Income from loopy, star-owned vanity project better than no income at all

Interview Jay-Z’s much-mocked Tidal deserves a chance, says veteran British indie boss Martin Goldschmidt. Goldschmidt says the music industry should worry more about free and freemium services and offerings than piracy, and reminded us that digital sales are highly profitable – if you can make one.

Goldschmidt started indie label Cooking Vinyl from a spare room in 1986 – co-founder Pete Lawrence went on to found the Big Chill events in the 1990s – releasing a cassette tape of then-unknown singer Michelle Shocked recorded at a folk festival. The group now handles artist one-offs for mature acts such as The Prodigy and Gary Numan, and includes a marketing arm, Essential.

The jury is still out on the long-term viability of streaming, he says, but digital retained a lot of advantages to lugging cardboard boxes full of plastic around the country.

“Nobody talks about profit. What’s more important: profit or revenue? If margin’s going up more than revenue is going down, you’re really happy. And it is. You don’t have to deal with returns – and the cost of distribution is lower,” he told us.
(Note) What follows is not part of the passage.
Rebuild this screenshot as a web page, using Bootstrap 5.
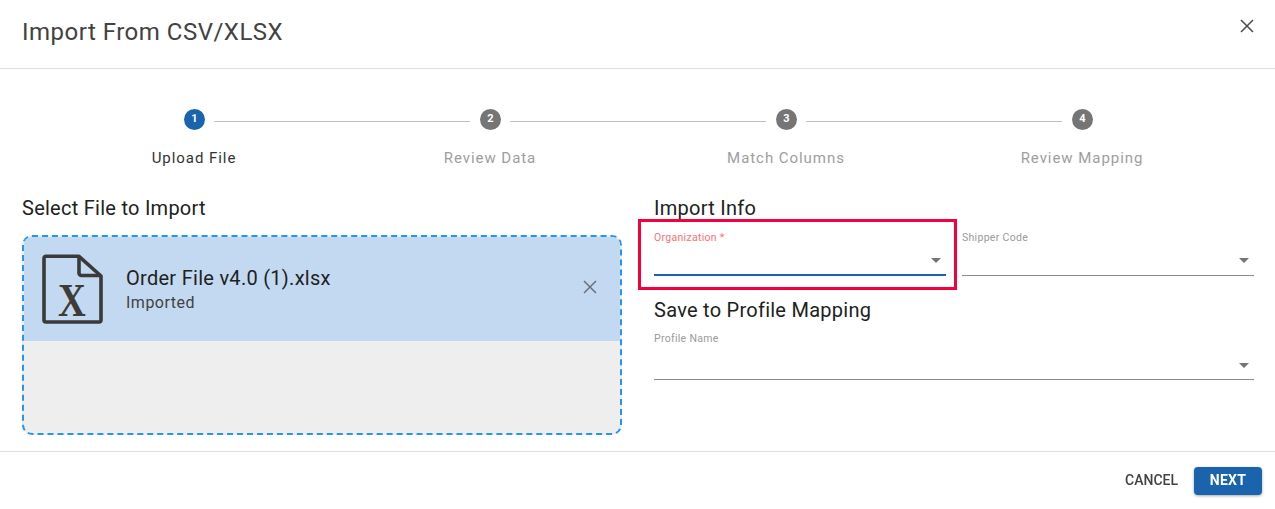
<!DOCTYPE html>
<html lang="en">
<head>
  <meta charset="UTF-8" />
  <title>Import From CSV/XLSX</title>
  <link rel="stylesheet" href="https://cdn.jsdelivr.net/npm/bootstrap@5.3.2/dist/css/bootstrap.min.css" />
  <style>
    html, body { height: 100%; overflow: hidden; }
    body { font-family: Roboto, "Liberation Sans", sans-serif; color: #212121; background: #fff; }
    .dlg-head { height: 69px; padding: 0 20px 0 22px; border-bottom: 1px solid #e0e0e0; }
    .dlg-title { font-size: 24px; font-weight: 400; letter-spacing: .5px; color: #424242; margin: 0; line-height: 28px; padding-bottom: 5px; }
    .icon-x { background: none; border: 0; padding: 0; line-height: 0; }
    .close-x { margin: 0 1px 16px 0; }
    .stepper { padding: 40px 45px 0 46px; }
    .step-top { gap: 9px; height: 23px; }
    .step-line { flex: 1; height: 1px; margin-top: 12px; background: #bdbdbd; }
    .step-line.off { background: transparent; }
    .step-dot { width: 21px; height: 21px; margin-left: 1px; border-radius: 50%; background: #757575; color: #fff; font-size: 11px; font-weight: 700; }
    .step-dot.on { background: #1a63ad; }
    .step-name { margin-top: 15px; padding-top: 1px; font-size: 15px; line-height: 20px; letter-spacing: .95px; color: #9e9e9e; text-align: center; }
    .step-name.on { color: #333; }
    .dlg-body { padding: 28px 21px 0 22px; }
    .dlg-cols { --bs-gutter-x: 32px; }
    .sec-title { font-size: 20px; font-weight: 400; letter-spacing: .26px; line-height: 24px; color: #212121; margin: 0; }
    .drop-zone { margin-top: 15px; height: 200px; border: 2px dashed #2196f3; border-radius: 10px; background: #eee; overflow: hidden; }
    .file-row { height: 104px; background: #c3d9f1; padding: 0 23px 0 18px; }
    .file-text { margin-left: 22px; }
    .file-name { font-size: 20px; line-height: 24px; letter-spacing: .28px; color: #212121; }
    .file-sub { font-size: 16px; line-height: 20px; letter-spacing: .5px; color: #424242; margin-top: 3px; }
    .rm-x { margin-bottom: 5px; }
    .field-row { margin-top: 12px; gap: 16px; }
    .sel-field { flex: 1; height: 44px; border-bottom: 1px solid #8a8a8a; }
    .sel-field label { display: block; font-size: 10.5px; line-height: 11px; letter-spacing: .3px; color: #9a9a9a; }
    .sel-arrow { width: 0; height: 0; border-left: 5px solid transparent; border-right: 5px solid transparent; border-top: 5px solid #757575; margin-top: 15px; margin-right: 5px; }
    .org-wrap { flex: 1; position: relative; display: flex; }
    .org-wrap .sel-field { border-bottom: 2px solid #1a63ad; }
    .org-wrap label { color: #ff7074; }
    .red-box { position: absolute; left: -16px; right: -11px; top: -13px; bottom: -14px; border: 3px solid #f5003c; pointer-events: none; }
    .sec-two { margin-top: 22px; }
    .sel-tall { height: 47px; margin-top: 11px; }
    .sel-tall .sel-arrow { margin-top: 19px; }
    .dlg-foot { position: fixed; left: 0; right: 0; bottom: 0; height: 58px; border-top: 1px solid #e0e0e0; padding: 0 13px 0 0; }
    .btn-plain { font-size: 14px; font-weight: 500; letter-spacing: 0; color: #424242; background: none; border: 0; padding: 0; margin-right: 16px; }
    .btn-next { width: 68px; height: 28px; padding: 0; font-size: 14px; font-weight: 700; letter-spacing: .3px; color: #fff; background: #1a63ad; border: 0; border-radius: 4px; box-shadow: 0 1px 3px rgba(0,0,0,.35); }
  </style>
</head>
<body>
  <div class="dlg-head d-flex align-items-center justify-content-between">
    <h5 class="dlg-title">Import From CSV/XLSX</h5>
    <button class="icon-x close-x" type="button" aria-label="Close">
      <svg width="14" height="14" viewBox="0 0 14 14"><path d="M1 1 13 13M13 1 1 13" stroke="#4a4a4a" stroke-width="1.5" fill="none"/></svg>
    </button>
  </div>

  <div class="stepper row g-0">
    <div class="col-3">
      <div class="step-top d-flex align-items-start"><span class="step-line off"></span><span class="step-dot on d-flex align-items-center justify-content-center">1</span><span class="step-line"></span></div>
      <div class="step-name on">Upload File</div>
    </div>
    <div class="col-3">
      <div class="step-top d-flex align-items-start"><span class="step-line"></span><span class="step-dot d-flex align-items-center justify-content-center">2</span><span class="step-line"></span></div>
      <div class="step-name">Review Data</div>
    </div>
    <div class="col-3">
      <div class="step-top d-flex align-items-start"><span class="step-line"></span><span class="step-dot d-flex align-items-center justify-content-center">3</span><span class="step-line"></span></div>
      <div class="step-name">Match Columns</div>
    </div>
    <div class="col-3">
      <div class="step-top d-flex align-items-start"><span class="step-line"></span><span class="step-dot d-flex align-items-center justify-content-center">4</span><span class="step-line off"></span></div>
      <div class="step-name">Review Mapping</div>
    </div>
  </div>

  <div class="dlg-body">
    <div class="row dlg-cols">
      <div class="col-6">
        <h6 class="sec-title">Select File to Import</h6>
        <div class="drop-zone">
          <div class="file-row d-flex align-items-center">
            <svg width="62" height="72" viewBox="0 0 62 72" class="flex-shrink-0">
              <path d="M4 3.3H37L59 23V67a2 2 0 0 1-2 2H4a2 2 0 0 1-2-2V5.3a2 2 0 0 1 2-2Z" fill="none" stroke="#3a3a3a" stroke-width="3.6" stroke-linejoin="round"/>
              <path d="M37 3.3V20a2.5 2.5 0 0 0 2.5 2.5H59" fill="none" stroke="#3a3a3a" stroke-width="3.6"/>
              <text transform="translate(30 63) scale(.82 1)" text-anchor="middle" font-family="Liberation Serif" font-weight="700" font-size="47" fill="#3f3b38">X</text>
            </svg>
            <div class="file-text flex-grow-1">
              <div class="file-name">Order File v4.0 (1).xlsx</div>
              <div class="file-sub">Imported</div>
            </div>
            <button class="icon-x rm-x" type="button" aria-label="Remove">
              <svg width="14" height="14" viewBox="0 0 14 14"><path d="M1 1 13 13M13 1 1 13" stroke="#6b7078" stroke-width="1.5" fill="none"/></svg>
            </button>
          </div>
        </div>
      </div>
      <div class="col-6">
        <h6 class="sec-title">Import Info</h6>
        <div class="field-row d-flex">
          <div class="org-wrap">
            <div class="sel-field">
              <label>Organization *</label>
              <div class="d-flex justify-content-end"><span class="sel-arrow"></span></div>
            </div>
            <div class="red-box"></div>
          </div>
          <div class="sel-field">
            <label>Shipper Code</label>
            <div class="d-flex justify-content-end"><span class="sel-arrow"></span></div>
          </div>
        </div>
        <h6 class="sec-title sec-two">Save to Profile Mapping</h6>
        <div class="sel-field sel-tall">
          <label>Profile Name</label>
          <div class="d-flex justify-content-end"><span class="sel-arrow"></span></div>
        </div>
      </div>
    </div>
  </div>

  <div class="dlg-foot d-flex align-items-center justify-content-end">
    <button class="btn-plain" type="button">CANCEL</button>
    <button class="btn btn-next" type="button">NEXT</button>
  </div>
</body>
</html>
While streaming services like Spotify needed to be more transparent, but now represent serious money, physical still represents around 50 per cent of the label’s sales – a remarkable story helped by a rise in independent retailers and HMV’s comeback. (In January, HMV reclaimed its status as the biggest seller of CDs in the UK from Amazon).

“We’ve seen income in one month from Spotify higher than from iTunes. It was a blip, but it’s now a very significant income stream,” Goldschmidt says.

The majors hadn’t done the industry any favours with their financing of the services – pocketing the cash for unsuccessful ventures.

“With streaming, the huge advances that tech companies pay to major record labels in advance isn’t apparent. If a service isn’t popular enough, then 90 per cent will sit with the major label as breakage,” he explains. (“Breakage” is the term – not particular to any one industry – for unattributed income. Think of gift cards bought but not redeemed. That’s breakage.)